North Korea is not alone in leveraging cybercrime for financial gain. Scam compounds operating in Cambodia, Burma (Myanmar), and Laos are estimated to generate tens of billions of dollars annually, contributing significantly to those nations' GDPs while inflicting billions of dollars in losses on victims. Social engineering remains the primary attack vector for these groups, with "pig butchering"—a combination of romance and investment scams—being the most prevalent approach. North Korean threat groups, however, often adapt social engineering tactics for business contexts, such as impersonating IT support personnel.
More recently, these groups have expanded their impersonation tactics to include recruiters for prominent web3 and AI firms. They conduct fake hiring processes designed to steal credentials, source code, and VPN or single sign-on access. Additionally, outreach from purported investors or acquirers is being used to identify pathways into high-value infrastructure. These evolving methods aim to replicate past successes, such as the $1.5 billion cryptocurrency theft from the ByBit exchange.

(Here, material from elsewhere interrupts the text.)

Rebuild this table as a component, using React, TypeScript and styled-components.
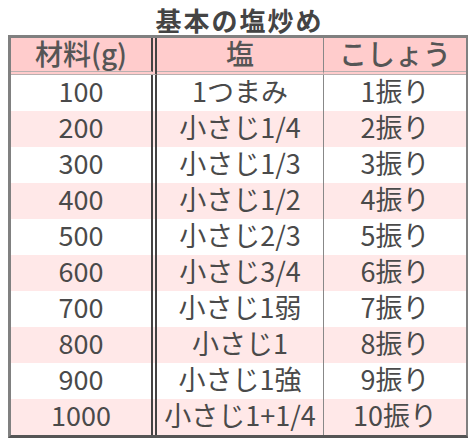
import styled, { createGlobalStyle } from "styled-components";

const GlobalStyle = createGlobalStyle`
  body {
    margin: 6px 8px 8px;
    background: #ffffff;
    font-family: "Noto Sans CJK JP", "Noto Sans", sans-serif;
    color: #444444;
  }
`;

const Table = styled.table`
  width: 461px;
  border-collapse: separate;
  border-spacing: 0;
  border: 3px solid #808080;
  border-bottom-color: #555555;
  table-layout: fixed;
`;

const Caption = styled.caption`
  font-size: 26px;
  font-weight: bold;
  letter-spacing: 2px;
  line-height: 27px;
  padding: 0 0 2px 2px;
  color: #444444;
  text-align: center;
`;

const sepBorder = (sep?: "double" | "single") =>
  sep === "double"
    ? "6px double #444444"
    : sep === "single"
    ? "1px solid #888888"
    : "none";

const Th = styled.th<{ $sep?: "double" | "single" }>`
  height: 30px;
  padding: 0 0 3px;
  background: #ffcccc;
  font-size: 28px;
  font-weight: 500;
  line-height: 30px;
  color: #555555;
  text-align: center;
  border-bottom: 4px double #b8b0b0;
  border-right: ${(p) => sepBorder(p.$sep)};
`;

const Row = styled.tr<{ $alt: boolean }>`
  background: ${(p) => (p.$alt ? "#ffe8e8" : "#ffffff")};
`;

const Td = styled.td<{ $sep?: "double" | "single" }>`
  height: 32px;
  padding: 0 0 4px;
  font-size: 27px;
  line-height: 32px;
  color: #4a4a4a;
  text-align: center;
  white-space: nowrap;
  border-right: ${(p) => sepBorder(p.$sep)};
`;

const rows = [
  ["100", "1つまみ", "1振り"],
  ["200", "小さじ1/4", "2振り"],
  ["300", "小さじ1/3", "3振り"],
  ["400", "小さじ1/2", "4振り"],
  ["500", "小さじ2/3", "5振り"],
  ["600", "小さじ3/4", "6振り"],
  ["700", "小さじ1弱", "7振り"],
  ["800", "小さじ1", "8振り"],
  ["900", "小さじ1強", "9振り"],
  ["1000", "小さじ1+1/4", "10振り"],
];

export default function App() {
  return (
    <>
      <GlobalStyle />
      <Table>
        <Caption>基本の塩炒め</Caption>
        <colgroup>
          <col style={{ width: 146 }} />
          <col style={{ width: 167 }} />
          <col />
        </colgroup>
        <thead>
          <tr>
            <Th $sep="double">材料(g)</Th>
            <Th $sep="single">塩</Th>
            <Th>こしょう</Th>
          </tr>
        </thead>
        <tbody>
          {rows.map((r, i) => (
            <Row key={r[0]} $alt={i % 2 === 1}>
              <Td $sep="double">{r[0]}</Td>
              <Td $sep="single">{r[1]}</Td>
              <Td>{r[2]}</Td>
            </Row>
          ))}
        </tbody>
      </Table>
    </>
  );
}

The support ecosystem for cybercriminals is also growing, particularly with the advancement of money laundering services that obscure the origins of funds derived from financial fraud and cybercrime. North Korean cybercriminals tend to move larger sums of money than other threat actors but rely on Chinese-language networks for fund transfers. While they often hold onto illicit gains for approximately 45 days before laundering, this is not a strict rule. They break down large transactions into smaller tranches and heavily utilize Chinese-language money movement networks, guarantee services, bridges, mixers, and decentralized finance (DeFi) protocols.

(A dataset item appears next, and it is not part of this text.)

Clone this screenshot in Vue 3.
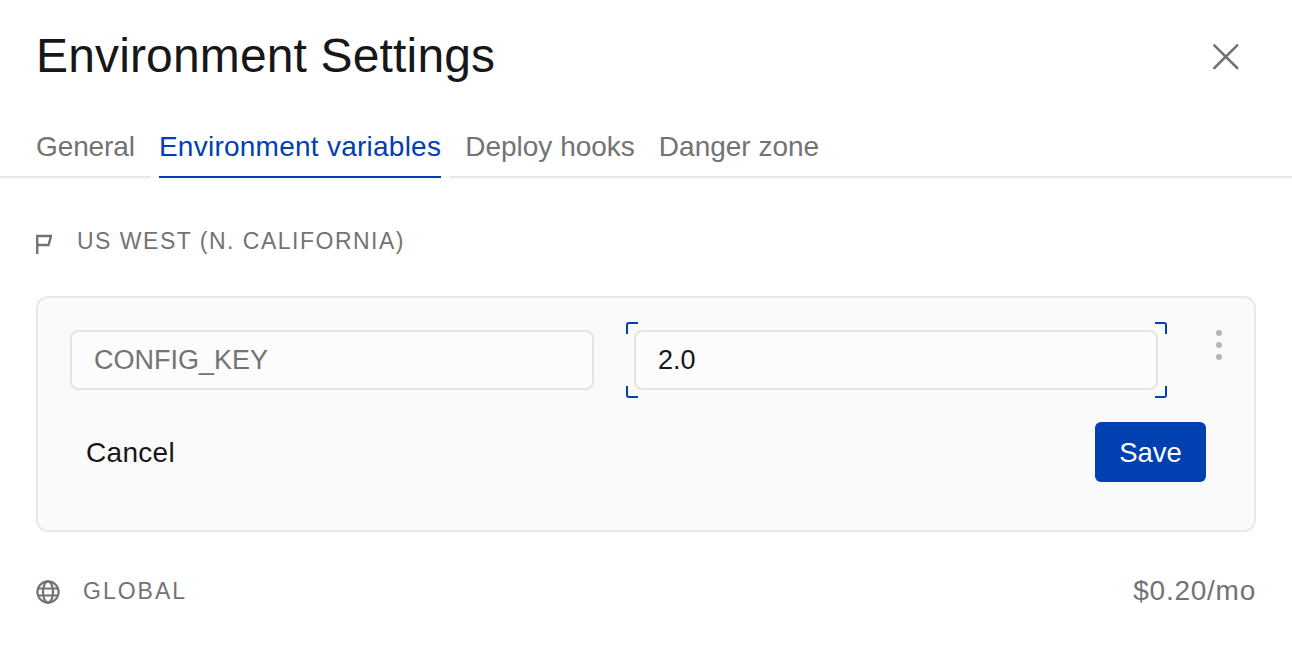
<script setup>
import { ref } from 'vue';

const tabs = ['General', 'Environment variables', 'Deploy hooks', 'Danger zone'];
const activeTab = ref('Environment variables');
const configKey = ref('');
const configValue = ref('2.0');
</script>

<template>
    <div class="settings">
        <header class="head">
            <h1 class="title">Environment Settings</h1>
            <button class="close" aria-label="Close">
                <svg width="30" height="30" viewBox="0 0 30 30" fill="none" stroke="#737373" stroke-width="2.6" stroke-linecap="round">
                    <path d="M4.3 3.3 L27.2 26 M27.2 3.3 L4.3 26" />
                </svg>
            </button>
        </header>

        <nav class="tabs">
            <div class="tab-fill tab-fill-first"></div>
            <a
                v-for="tab in tabs"
                :key="tab"
                class="tab"
                :class="{ active: tab === activeTab }"
                @click="activeTab = tab"
            >{{ tab }}</a>
            <div class="tab-fill tab-fill-last"></div>
        </nav>

        <section class="region">
            <div class="section-label">
                <svg class="flag" width="16" height="20" viewBox="0 0 16 20" fill="none" stroke="#737373" stroke-width="2.4">
                    <path d="M1.2 20 V2 H15 L12.5 11 H1.2" />
                </svg>
                <span>US WEST (N. CALIFORNIA)</span>
            </div>

            <div class="card">
                <div class="fields">
                    <input class="field key" v-model="configKey" placeholder="CONFIG_KEY" />
                    <div class="focus-wrap">
                        <input class="field value" v-model="configValue" />
                        <i class="corner tl"></i>
                        <i class="corner tr"></i>
                        <i class="corner bl"></i>
                        <i class="corner br"></i>
                    </div>
                    <div class="dots">
                        <i></i>
                        <i></i>
                        <i></i>
                    </div>
                </div>
                <div class="actions">
                    <button class="cancel">Cancel</button>
                    <button class="save">Save</button>
                </div>
            </div>
        </section>

        <footer class="global">
            <div class="section-label global-label">
                <svg class="globe" width="24" height="24" viewBox="0 0 24 24" fill="none" stroke="#737373" stroke-width="2.2">
                    <circle cx="12" cy="12" r="10.6" />
                    <ellipse cx="12" cy="12" rx="5" ry="10.6" />
                    <path d="M2 8.5 H22 M2 15.5 H22" />
                </svg>
                <span>GLOBAL</span>
            </div>
            <span class="price">$0.20/mo</span>
        </footer>
    </div>
</template>

<style scoped>
.settings {
    width: 1292px;
    height: 648px;
    box-sizing: border-box;
    background: #fff;
    font-family: "Liberation Sans", Arial, sans-serif;
    color: #171717;
    overflow: hidden;
}

.head {
    display: flex;
    align-items: center;
    justify-content: space-between;
    height: 112px;
    padding: 0 52px 0 36px;
}

.title {
    margin: 0;
    font-size: 48px;
    font-weight: 400;
    line-height: 112px;
    letter-spacing: 0.15px;
}

.close {
    display: flex;
    padding: 0;
    margin-top: 2px;
    border: 0;
    background: none;
}

.tabs {
    display: flex;
    height: 66px;
    box-sizing: border-box;
}

.tab-fill {
    border-bottom: 2px solid #e8e8e8;
}

.tab-fill-first {
    width: 36px;
}

.tab-fill-last {
    flex: 1;
}

.tab {
    padding: 0 12px;
    font-size: 28px;
    line-height: 70px;
    color: #737373;
    border-bottom: 2px solid #e8e8e8;
    cursor: pointer;
}

.tab:first-of-type {
    padding: 0 16px 0 0;
    letter-spacing: -0.1px;
}

.tab.active {
    padding: 0;
    margin: 0 8px;
    letter-spacing: 0.25px;
    color: #0040b0;
    border-bottom-color: #0040b0;
}

.tab.active + .tab {
    padding-left: 16px;
}

.region {
    padding: 0 36px;
}

.section-label {
    display: flex;
    align-items: center;
    gap: 25px;
    height: 24px;
    margin-top: 51px;
    font-size: 23px;
    letter-spacing: 1.5px;
    color: #737373;
}

.flag {
    margin-top: 5px;
}

.card {
    margin-top: 43px;
    height: 236px;
    box-sizing: border-box;
    padding: 32px;
    background: #fafafa;
    border: 2px solid #e8e8e8;
    border-radius: 12px;
}

.fields {
    display: flex;
    align-items: flex-start;
    gap: 40px;
}

.field {
    display: block;
    flex-shrink: 0;
    width: 524px;
    height: 60px;
    box-sizing: border-box;
    padding: 0 22px;
    font-family: inherit;
    font-size: 27px;
    color: #171717;
    background: #fcfcfc;
    border: 2px solid #e3e3e3;
    border-radius: 8px;
    outline: none;
}

.field::placeholder {
    color: #737373;
    opacity: 1;
}

.focus-wrap {
    position: relative;
}

.corner {
    position: absolute;
    width: 10px;
    height: 10px;
    border: 0 solid #0040b0;
}

.corner.tl {
    top: -8px;
    left: -8px;
    border-width: 2px 0 0 2px;
    border-top-left-radius: 3px;
}

.corner.tr {
    top: -8px;
    right: -9px;
    border-width: 2px 2px 0 0;
    border-top-right-radius: 3px;
}

.corner.bl {
    bottom: -8px;
    left: -8px;
    border-width: 0 0 2px 2px;
    border-bottom-left-radius: 3px;
}

.corner.br {
    bottom: -8px;
    right: -9px;
    border-width: 0 2px 2px 0;
    border-bottom-right-radius: 3px;
}

.dots {
    display: flex;
    flex-direction: column;
    gap: 6px;
    margin-left: 18px;
}

.dots i {
    display: block;
    width: 6px;
    height: 6px;
    border-radius: 50%;
    background: #b4b4bc;
}

.actions {
    display: flex;
    align-items: center;
    justify-content: space-between;
    margin-top: 32px;
    padding-right: 16px;
}

.cancel {
    padding: 2px 16px 0;
    border: 0;
    background: none;
    font-family: inherit;
    font-size: 28px;
    letter-spacing: 0.3px;
    color: #171717;
}

.save {
    width: 111px;
    height: 60px;
    padding: 2px 0 0;
    border: 0;
    border-radius: 6px;
    background: #0040b0;
    font-family: inherit;
    font-size: 27.5px;
    color: #fff;
}

.global {
    display: flex;
    align-items: center;
    justify-content: space-between;
    margin-top: 43px;
    padding: 0 36px;
}

.global-label {
    margin-top: 0;
    gap: 23px;
    letter-spacing: 2px;
}

.globe {
    margin-top: 2px;
}

.price {
    font-size: 28px;
    letter-spacing: 0.75px;
    color: #737373;
}
</style>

Regional governments and fintech firms are improving their capabilities in tracking illicit proceeds, leading to significant recoveries of funds associated with major thefts. In April, the U.S. Scam Center Strike Force took action against the Shunda cybercrime compound in Burma, charging two Chinese nationals and freezing accounts holding $700 million in cryptocurrency. Concurrently, the U.S. Treasury Department's Office of Foreign Assets Control (OFAC) restrained $700 million in cryptocurrency tied to these scam networks and sanctioned a Cambodian senator and 28 associates.
Overall, nations in the region are making progress in targeting groups like North Korean cyber-threat actors. "What we can say is that our ability to identify and disrupt their activities continues to improve," Jardine noted. "The most effective approach combines blockchain analytics, intelligence sharing, public-private collaboration, coordinated law enforcement action, and rapid response when stolen funds begin moving."